Data –
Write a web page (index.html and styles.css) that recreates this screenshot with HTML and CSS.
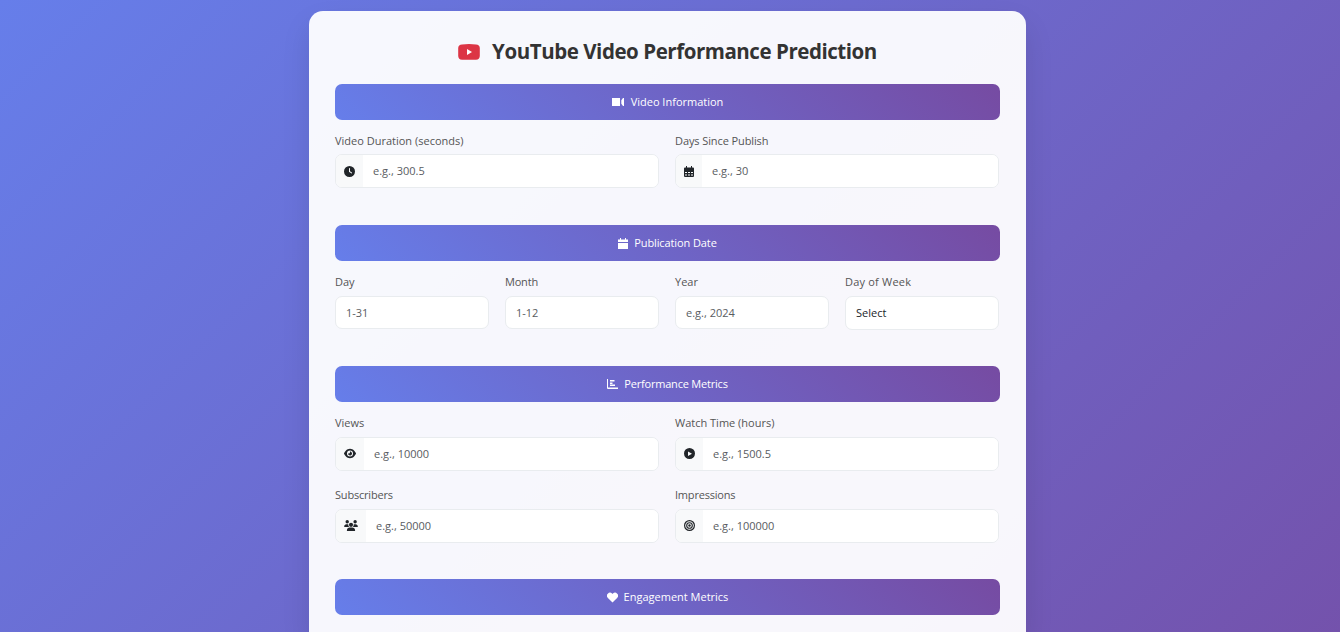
FILE: index.html
```html
<!DOCTYPE html>
<html lang="en">
<head>
<meta charset="utf-8">
<title>YouTube Video Performance Prediction</title>
<link rel="stylesheet" href="styles.css">
</head>
<body>
<main class="card">
  <h1 class="title">
    <svg class="logo" viewBox="0 0 22 16"><path d="M4 .4Q11-.4 18 .4 21.600.4 21.800 4v8q-.2 3.600-3.800 3.800H4Q.4 15.600.2 12V4Q.4.400 4 .4z" fill="#dc3545"/><path d="M9 5v6l5-3z" fill="#fff"/></svg>
    <span>YouTube Video Performance Prediction</span>
  </h1>

  <section class="section">
    <h2 class="bar"><svg width="13" height="12" viewBox="0 0 13 12"><path d="M1 2h7v8H1a1 1 0 0 1-1-1V3a1 1 0 0 1 1-1zM8 2v8H0V2zM9.300 4.200 11 2h1v8h-1L9.300 7.800z"/></svg><span class="bar-text">Video Information</span></h2>
    <div class="grid two">
      <label class="field"><span class="label">Video Duration (seconds)</span>
        <span class="group"><span class="addon"><svg width="11" height="11" viewBox="0 0 512 512"><path d="M256 0a256 256 0 1 1 0 512A256 256 0 1 1 256 0zM232 120v136c0 8 4 15.500 10.700 20l96 64c11 7.400 25.900 4.400 33.300-6.700s4.400-25.900-6.700-33.300L280 243.200V120c0-13.300-10.700-24-24-24s-24 10.700-24 24z"/></svg></span><input class="input" placeholder="e.g., 300.5"></span></label>
      <label class="field"><span class="label snug">Days Since Publish</span>
        <span class="group"><span class="addon"><svg width="10" height="11" viewBox="0 0 10 11"><path fill-rule="evenodd" d="M2 0h1v1.500h4V0h1v1.500h1a1 1 0 0 1 1 1V10a1 1 0 0 1-1 1H1a1 1 0 0 1-1-1V2.500a1 1 0 0 1 1-1h1zM1 6v1h2V6zm3 0v1h2V6zm3 0v1h2V6zM1 8.500v1h2v-1zm3 0v1h2v-1zm3 0v1h2v-1z"/></svg></span><input class="input" placeholder="e.g., 30"></span></label>
    </div>
  </section>

  <section class="section">
    <h2 class="bar"><svg width="10" height="11" viewBox="0 0 10 11"><path d="M2 0h1v1.500h4V0h1v1.500h2V4H0V1.500h2zM0 5h10v6H0z"/></svg><span class="bar-text snug">Publication Date</span></h2>
    <div class="grid four">
      <label class="field"><span class="label">Day</span><input class="input solo" placeholder="1-31"></label>
      <label class="field"><span class="label tight">Month</span><input class="input solo" placeholder="1-12"></label>
      <label class="field"><span class="label">Year</span><input class="input solo" placeholder="e.g., 2024"></label>
      <label class="field"><span class="label loose">Day of Week</span><select class="input solo select"><option>Select</option></select></label>
    </div>
  </section>

  <section class="section">
    <h2 class="bar"><svg width="11" height="11" viewBox="0 0 11 11"><path d="M0 0h1v8.500h10V10H1a1 1 0 0 1-1-1zM3 1h4.500v1.500H3zM3 3.500h2.500V5H3zM3 5.500h5V7H3z"/></svg><span class="bar-text tight">Performance Metrics</span></h2>
    <div class="grid two rows">
      <label class="field"><span class="label">Views</span>
        <span class="group"><span class="addon"><svg width="12" height="11" viewBox="0 0 576 512"><path d="M288 32c-80.800 0-145.500 36.800-192.600 80.600C48.600 156 17.300 208 2.500 243.700c-3.300 7.900-3.300 16.700 0 24.600C17.300 304 48.600 356 95.400 399.400 142.500 443.200 207.200 480 288 480s145.500-36.800 192.600-80.600c46.800-43.500 78.100-95.400 93-131.100 3.300-7.900 3.300-16.700 0-24.600-14.900-35.700-46.200-87.700-93-131.100C433.500 68.800 368.800 32 288 32zM144 256a144 144 0 1 1 288 0 144 144 0 1 1-288 0zm144-64c0 35.300-28.700 64-64 64-7.100 0-13.900-1.200-20.300-3.300-5.500-1.800-11.900 1.600-11.700 7.400.3 6.900 1.300 13.800 3.200 20.700 13.700 51.200 66.400 81.600 117.600 67.900s81.600-66.400 67.900-117.600c-11.100-41.500-47.800-69.400-88.600-71.100-5.800-.2-9.200 6.100-7.400 11.700 2.100 6.400 3.300 13.200 3.300 20.300z"/></svg></span><input class="input" placeholder="e.g., 10000"></span></label>
      <label class="field"><span class="label">Watch Time (hours)</span>
        <span class="group"><span class="addon"><svg width="11" height="11" viewBox="0 0 11 11"><path fill-rule="evenodd" d="M5.500 0a5.500 5.500 0 1 1 0 11 5.500 5.500 0 0 1 0-11zM4 3.500v4.500l4-2.250z"/></svg></span><input class="input" placeholder="e.g., 1500.5"></span></label>
      <label class="field"><span class="label tight">Subscribers</span>
        <span class="group"><span class="addon"><svg width="14" height="11" viewBox="0 0 640 512"><path d="M144 0a80 80 0 1 1 0 160 80 80 0 1 1 0-160zM512 0a80 80 0 1 1 0 160 80 80 0 1 1 0-160zM0 298.700C0 239.800 47.800 192 106.700 192h42.700c15.900 0 31 3.500 44.600 9.700-1.300 7.200-1.900 14.700-1.900 22.300 0 38.200 16.800 72.500 43.300 96H21.300C9.600 320 0 310.400 0 298.700zM405.300 320h-.7c26.600-23.500 43.300-57.800 43.300-96 0-7.600-.7-15-1.900-22.300 13.600-6.300 28.700-9.700 44.600-9.700h42.700C592.200 192 640 239.800 640 298.700c0 11.800-9.600 21.300-21.300 21.300zM224 224a96 96 0 1 1 192 0 96 96 0 1 1-192 0zM128 485.300C128 411.700 187.700 352 261.300 352h117.300C452.300 352 512 411.700 512 485.300c0 14.700-11.900 26.700-26.700 26.700H154.700c-14.700 0-26.700-11.900-26.700-26.700z"/></svg></span><input class="input" placeholder="e.g., 50000"></span></label>
      <label class="field"><span class="label tight">Impressions</span>
        <span class="group"><span class="addon"><svg width="11" height="11" viewBox="0 0 11 11"><g fill="none" stroke="#212529"><circle cx="5.500" cy="5.500" r="4.900" stroke-width="1.200"/><circle cx="5.500" cy="5.500" r="2.800" stroke-width="1.100"/></g><circle cx="5.500" cy="5.500" r="1.200"/></svg></span><input class="input" placeholder="e.g., 100000"></span></label>
    </div>
  </section>

  <section class="section last">
    <h2 class="bar"><svg width="11" height="11" viewBox="0 0 11 11"><path d="M5.500 10.500.9 6A3 3 0 0 1 5.100 1.600l.4.400.4-.4A3 3 0 0 1 10.100 6z"/></svg><span class="bar-text">Engagement Metrics</span></h2>
  </section>
</main>
</body>
</html>
```
FILE: styles.css
```css
* { box-sizing: border-box; }
body {
  margin: 0;
  height: 632px;
  padding-top: 11px;
  overflow: hidden;
  background: linear-gradient(135deg, #667eea 0%, #764ba2 100%) 0 0 / 100% 950px no-repeat;
  font-family: "Open Sans", "Noto Sans", sans-serif;
  font-size: 11px;
  color: #212529;
}
.card {
  width: 717px;
  height: 621px;
  margin-left: 309px;
  padding: 26px 26px 0;
  border-radius: 14px 14px 0 0;
  background: rgba(255, 255, 255, .95);
  box-shadow: 0 14px 29px rgba(0, 0, 0, .1);
}
.title {
  display: flex;
  align-items: center;
  justify-content: center;
  gap: 12px;
  height: 29px;
  margin: 0 0 18px;
  font-size: 20.5px;
  font-weight: 700;
  line-height: 29px;
  letter-spacing: -.45px;
  color: #333;
  white-space: nowrap;
}
.logo { width: 22px; height: 16px; }
.section { margin-bottom: 37px; }
.last { margin-bottom: 0; }
.bar {
  display: flex;
  align-items: center;
  justify-content: center;
  gap: 6px;
  height: 36px;
  margin: 0 0 14px;
  border-radius: 7px;
  background: linear-gradient(45deg, #667eea, #764ba2);
  color: #fff;
  font-size: 11px;
  font-weight: 400;
}
.last .bar { margin-bottom: 0; }
.bar-text { padding-bottom: 2px; }
.snug { letter-spacing: -.1px; }
.tight { letter-spacing: -.2px; }
.loose { letter-spacing: .2px; }
svg { display: block; flex: none; fill: currentColor; }
.grid { display: grid; width: 664px; column-gap: 16px; }
.two { grid-template-columns: repeat(2, 1fr); }
.four { grid-template-columns: repeat(4, 1fr); height: 54px; }
.rows { row-gap: 17px; margin-bottom: -1px; }
.field { display: block; min-width: 0; }
.label {
  display: block;
  height: 14px;
  margin-bottom: 6px;
  line-height: 14px;
  color: #555;
}
.rows .label, .four .label { margin-bottom: 7px; }
.group {
  display: flex;
  height: 34px;
  border: 1px solid #e9ecef;
  border-radius: 7px;
  background: #fff;
  overflow: hidden;
}
.addon {
  display: flex;
  align-items: center;
  padding: 0 8px;
  background: #f8f9fa;
}
.rows .addon { padding-bottom: 2px; }
.input {
  flex: 1;
  min-width: 0;
  margin: 0;
  padding: 0 10px 2px;
  border: 0;
  outline: 0;
  background: #fff;
  color: #212529;
  font: inherit;
}
.input::placeholder { color: #595c5f; opacity: 1; }
.solo {
  display: block;
  width: 100%;
  height: 33px;
  padding-bottom: 0;
  border: 1px solid #e9ecef;
  border-radius: 7px;
}
.select { height: 34px; padding-bottom: 2px; appearance: none; }
```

Task description – Pick out the lines above that hold the string "index" and show them.

Result –
Write a web page (index.html and styles.css) that recreates this screenshot with HTML and CSS.
FILE: index.html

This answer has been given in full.